Net income was $18.9 million, or $0.48 per diluted share, compared to $22.2 million, or $0.65 per diluted share for the fourth quarter of 2025.
Excluding merger-related costs, net income was $0.59 per adjusted diluted share(1), compared to $0.66 per adjusted diluted share(1) in the fourth quarter of 2025.
Net interest margin increased to 3.96%, an increase of 24 basis points from 3.72% for the fourth quarter of 2025.
Yield on loans increased to 5.73%, an increase of 19 basis points from 5.54% for the fourth quarter of 2025.
Cost of interest bearing deposits decreased to 1.71%, from 1.83% for the fourth quarter of 2025.
Declared a regular cash dividend of $0.24 per share on April 22, 2026.
Completed the acquisition of Olympic Bancorp, Inc. ("Olympic") on January 31, 2026.
OLYMPIA, Wash., April 23, 2026 /PRNewswire/ -- Heritage Financial Corporation (Nasdaq GS: HFWA) (the "Company," "we," or "us"), the parent company of Heritage Bank (the "Bank"), today reported net income of $18.9 million for the first quarter of 2026, compared to $22.2 million for the fourth quarter of 2025 and $13.9 million for the first quarter of 2025. Diluted earnings per share were $0.48 for the first quarter of 2026, compared to $0.65 for the fourth quarter of 2025 and $0.40 for the first quarter of 2025. Adjusted diluted earnings per share(1) were $0.59 for the first quarter of 2026, compared to $0.66 for the fourth quarter of 2025 and $0.49 for the first quarter of 2025.
Bryan McDonald, President and Chief Executive Officer of the Company, commented, "We successfully closed our strategic acquisition of Olympic Bancorp during the first quarter.

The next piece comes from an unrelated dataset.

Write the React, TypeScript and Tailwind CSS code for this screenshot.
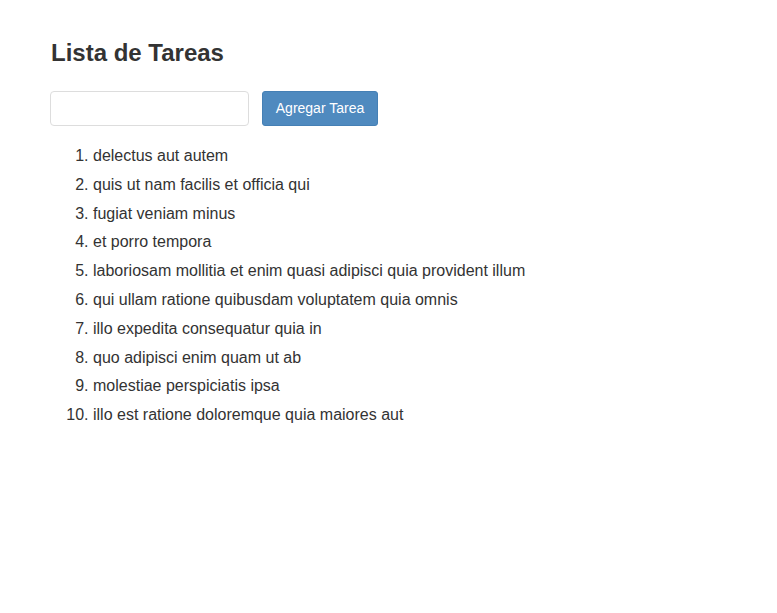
import React, { useState } from 'react';

const initialTasks = [
    'delectus aut autem',
    'quis ut nam facilis et officia qui',
    'fugiat veniam minus',
    'et porro tempora',
    'laboriosam mollitia et enim quasi adipisci quia provident illum',
    'qui ullam ratione quibusdam voluptatem quia omnis',
    'illo expedita consequatur quia in',
    'quo adipisci enim quam ut ab',
    'molestiae perspiciatis ipsa',
    'illo est ratione doloremque quia maiores aut',
];

export default function App() {
    const [tasks, setTasks] = useState(initialTasks);
    const [text, setText] = useState('');

    const addTask = () => {
        if (!text.trim()) return;
        setTasks([...tasks, text.trim()]);
        setText('');
    };

    return (
        <main className="min-h-screen bg-white text-[#333] font-['Liberation_Sans',Arial,sans-serif] px-[50px] pt-[40px]">
            <h1 className="text-[24px] font-bold leading-[26px] ml-px">Lista de Tareas</h1>

            <div className="flex items-center gap-[13px] mt-[25px]">
                <input
                    value={text}
                    onChange={(e) => setText(e.target.value)}
                    className="w-[199px] h-[35px] border border-[#ddd] rounded-[4px] px-3 text-sm outline-none"
                />
                <button
                    onClick={addTask}
                    className="w-[116px] h-[35px] rounded-[3px] bg-[#4f8abf] border border-[#4580b5] text-white text-[14px]"
                >
                    Agregar Tarea
                </button>
            </div>

            <ol className="list-decimal pl-[43px] mt-[16px] text-[16px]">
                {tasks.map((task, index) => (
                    <li key={index} className="leading-[28.8px]">{task}</li>
                ))}
            </ol>
        </main>
    );
}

This acquisition provides us with a stronger market position in the Puget Sound region, and has contributed to our improved profitability and net interest margin in the quarter. We are on track to complete the system conversion by the end of the third quarter 2026 at which time we will begin to recognize further cost savings, which aligns with our original timeline."
"We are pleased with our operating results for the first quarter and remain focused on maintaining our strong banking organization with sustainable growth and prudent risk management which allows us to generate strong capital returns for our shareholders."
(1) Represents a non-GAAP financial measure. See "Non-GAAP Financial Measures" section for a reconciliation to the comparable GAAP financial measure.
Financial Highlights
The following table provides financial highlights as of the dates and for the periods indicated:
As of or for the Quarter Ended
March 31,2026
December 31,2025
March 31,2025
(Dollars in thousands, except per share amounts)
Net income
$ 18,947
$ 22,237
$ 13,911
Diluted earnings per share
0.48
0.65
0.40
Adjusted diluted earnings per share(1)
0.59
0.66
0.49
Return on average assets(2)
0.97 %
1.27 %
0.79 %
Return on average common equity(2)
7.32
9.68
6.51
Return on average tangible common equity(1)(2)
11.14
13.33
9.22
Adjusted return on average tangible common equity(1)(2)
13.36
13.51
11.21
Net interest margin(2)
3.96
3.72
3.44
Cost of total deposits(2)
1.25
1.32
1.38
Efficiency ratio
72.6
62.5
71.9
Adjusted efficiency ratio(1)
63.3
61.5
66.8
Noninterest expense to average total assets(2)
2.89
2.37
2.36
Adjusted noninterest expense to average total assets(1)(2)
2.52
2.33
2.35
Total assets
$ 8,498,404
$ 6,967,350
$ 7,129,862
Loans receivable
5,722,238
4,783,266
4,764,848
Total deposits
7,248,537
5,920,199
5,845,335
Loan to deposit ratio(3)
78.9 %
80.8 %
81.5 %
Book value per share
$ 27.05
$ 27.13
$ 25.85
Tangible book value per share(1)
19.07
19.98
18.70
(1)
Represents a non-GAAP financial measure. See "Non-GAAP Financial Measures" section for a reconciliation to the comparable GAAP financial measure.
(2)
Annualized.
(3)
Loans receivable divided by total deposits.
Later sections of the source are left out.